A screenshot is not always a safe backup. Some tickets scan from static codes, but others use dynamic codes or app-based validation that changes over time. Sending screenshots around can create confusion or invalid entry attempts. If the organizer says tickets must be presented in the official format, follow that instruction exactly.

The safest rule is simple: if your group will arrive separately, check the ticket instructions before event day. Do not wait until the queue is moving.

What ticket buyers should check before the event

The first thing to review is the delivery format. Is the ticket a PDF, a wallet pass, an in-app ticket, or a QR code inside an account? Each format has different sharing limits and scanning behavior.

Next, check whether the organizer requires all guests to enter together. This may appear in the purchase confirmation, event terms, or mobile ticket instructions. If there is language around lead booker entry, ID checks, or non-transferable access, assume stricter control is in place.

You should also check whether internet access is needed to display the ticket. Some tickets load fine offline once saved. Others depend on logging into an app. At busy venues, mobile networks can slow down. Pulling up the tickets before reaching the gate is a small step that prevents unnecessary delays.

Finally, make sure your phone is event-ready. Charge it fully, raise screen brightness, save the tickets in advance if permitted, and keep the confirmation details easy to access. These are simple habits, but they make a real difference when thousands of people are entering at once.

Why organizers sometimes prefer separate tickets per person

From the fan side, one-phone entry feels convenient. From the organizer side, separate ticket control can be better for security, crowd flow, and fraud prevention.

If each attendee has an individually assigned ticket, access teams can manage entry data more accurately. It reduces the chance of copied codes circulating, helps identify scan status in real time, and supports stronger rules around official distribution. For large-scale events, that level of control is not just administrative. It protects legitimate buyers.

This is especially relevant in markets where unauthorized resale is a concern. An official ticketing platform has to balance convenience with enforcement. That is why some events are flexible while others are strict. The difference is usually not arbitrary. It reflects the event’s risk profile, access setup, and customer protection standards.

Best practice if one phone is holding the whole group’s tickets

Keep the group together at entry. Open the tickets before joining the scan line. Scroll through each pass in the correct order if the platform allows it. If there are seat numbers, know who is using which ticket before the scanner starts checking.
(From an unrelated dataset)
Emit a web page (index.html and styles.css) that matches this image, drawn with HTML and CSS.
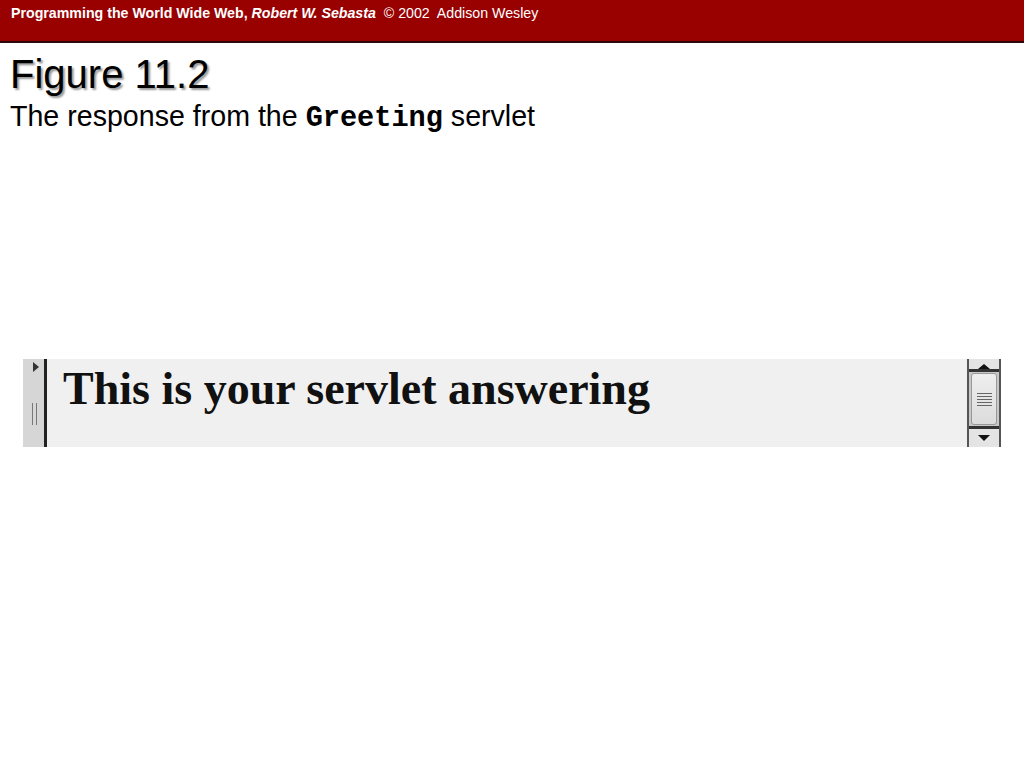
FILE: index.html
```html
<!DOCTYPE html>
<html lang="en">
<head>
<meta charset="UTF-8" />
<title>Figure 11.2</title>
<link rel="stylesheet" href="styles.css">
</head>
<body>
  <header class="banner">
    <p><b>Programming the World Wide Web, <i>Robert W. Sebasta</i></b>&nbsp; &copy; 2002&nbsp; Addison Wesley</p>
  </header>

  <main class="slide">
    <h1 class="title">Figure 11.2</h1>
    <p class="subtitle">The response from the <code>Greeting</code> servlet</p>

    <div class="shot">
      <div class="side-strip">
        <svg width="10" height="14" viewBox="0 0 10 14" class="arrow"><path d="M2 1 L8 6 L2 11 Z" fill="#333"/></svg>
        <span class="grip"></span>
      </div>
      <div class="page">This is your servlet answering</div>
      <div class="scrollbar">
        <div class="btn up"><svg width="18" height="6" viewBox="0 0 18 6"><path d="M3 6 L9 1 L15 6 Z" fill="#111"/></svg></div>
        <div class="thumb"><span></span><span></span><span></span><span></span><span></span></div>
        <div class="btn down"><svg width="18" height="8" viewBox="0 0 18 8"><path d="M3 1 L9 7 L15 1 Z" fill="#111"/></svg></div>
      </div>
    </div>
  </main>
</body>
</html>
```

FILE: styles.css
```css
body {
  margin: 0;
  background: #fff;
  font-family: 'Liberation Sans', Arial, sans-serif;
  color: #000;
}

.banner {
  background: #990000;
  height: 41px;
  border-bottom: 2px solid #2a0a0a;
}

.banner p {
  margin: 0;
  padding: 5px 0 0 11px;
  color: #fff;
  font-size: 14.2px;
}

.slide {
  padding: 10px 0 0 10px;
}

.title {
  margin: 0;
  font-size: 40px;
  font-weight: normal;
  line-height: 43px;
  text-shadow: 2px 2px 2px #999;
}

.subtitle {
  margin: 3px 0 0;
  font-size: 28.6px;
  line-height: 34px;
}

.subtitle code {
  font-family: 'Liberation Mono', 'Courier New', monospace;
  font-weight: bold;
  font-size: 28.6px;
}

.shot {
  margin: 223px 0 0 13px;
  width: 978px;
  height: 88px;
  display: flex;
  background: #f0f0f0;
}

.side-strip {
  width: 21px;
  background: #d6d6d6;
  border-right: 3px solid #222;
  display: flex;
  flex-direction: column;
  align-items: flex-end;
}

.side-strip .arrow {
  margin: 2px 3px 0 0;
}

.side-strip .grip {
  margin: 28px 7px 0 0;
  width: 3px;
  height: 22px;
  border-left: 1px solid #777;
  border-right: 1px solid #777;
}

.page {
  flex: 1;
  padding: 5px 0 0 16px;
  font-family: 'Liberation Serif', 'Times New Roman', serif;
  font-weight: bold;
  font-size: 46px;
  line-height: 50px;
  color: #111;
}

.scrollbar {
  width: 30px;
  border-left: 2px solid #555;
  border-right: 2px solid #555;
  background: #c8c8c8;
  display: flex;
  flex-direction: column;
}

.scrollbar .btn {
  background: #e4e4e4;
  display: flex;
  justify-content: center;
}

.scrollbar .up {
  height: 10px;
  align-items: flex-end;
  border-bottom: 3px solid #333;
}

.scrollbar .down {
  height: 18px;
  align-items: center;
  border-top: 3px solid #333;
  margin-top: auto;
}

.scrollbar .thumb {
  flex: 1;
  margin: 1px 2px;
  background: linear-gradient(#eeeeee, #dcdcdc);
  border: 1px solid #999;
  border-radius: 3px;
  display: flex;
  flex-direction: column;
  justify-content: center;
  align-items: center;
  gap: 2px;
}

.scrollbar .thumb span {
  width: 15px;
  height: 1px;
  background: #666;
}
```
It also helps to avoid logging out of the ticketing app or switching devices at the last minute. If the tickets were delivered to the purchasing account, use that account as intended. If an official transfer feature is available and your group plans to split up, use it early rather than improvising outside the venue.

A reliable platform like MyTicket Asia is built around official ticket delivery and controlled access, which is exactly why buyers should follow the event-specific instructions attached to their order. The right process protects both entry speed and ticket validity.

So, can one phone hold multiple tickets?

Yes – in many cases, one phone can hold multiple tickets and get a group through the gate without any trouble. But that only works well when the ticket format supports it, the guests enter together, and the organizer’s rules allow it.

Mobile ticketing is meant to make live experiences easier, not riskier. The smart move is to treat every event on its own terms. Check the format, respect the entry rules, and prepare your phone before you leave. A few minutes of planning beats trying to solve access problems in front of a sold-out crowd.

The best ticket experience starts before the lights go down – right when you make sure everyone can get in.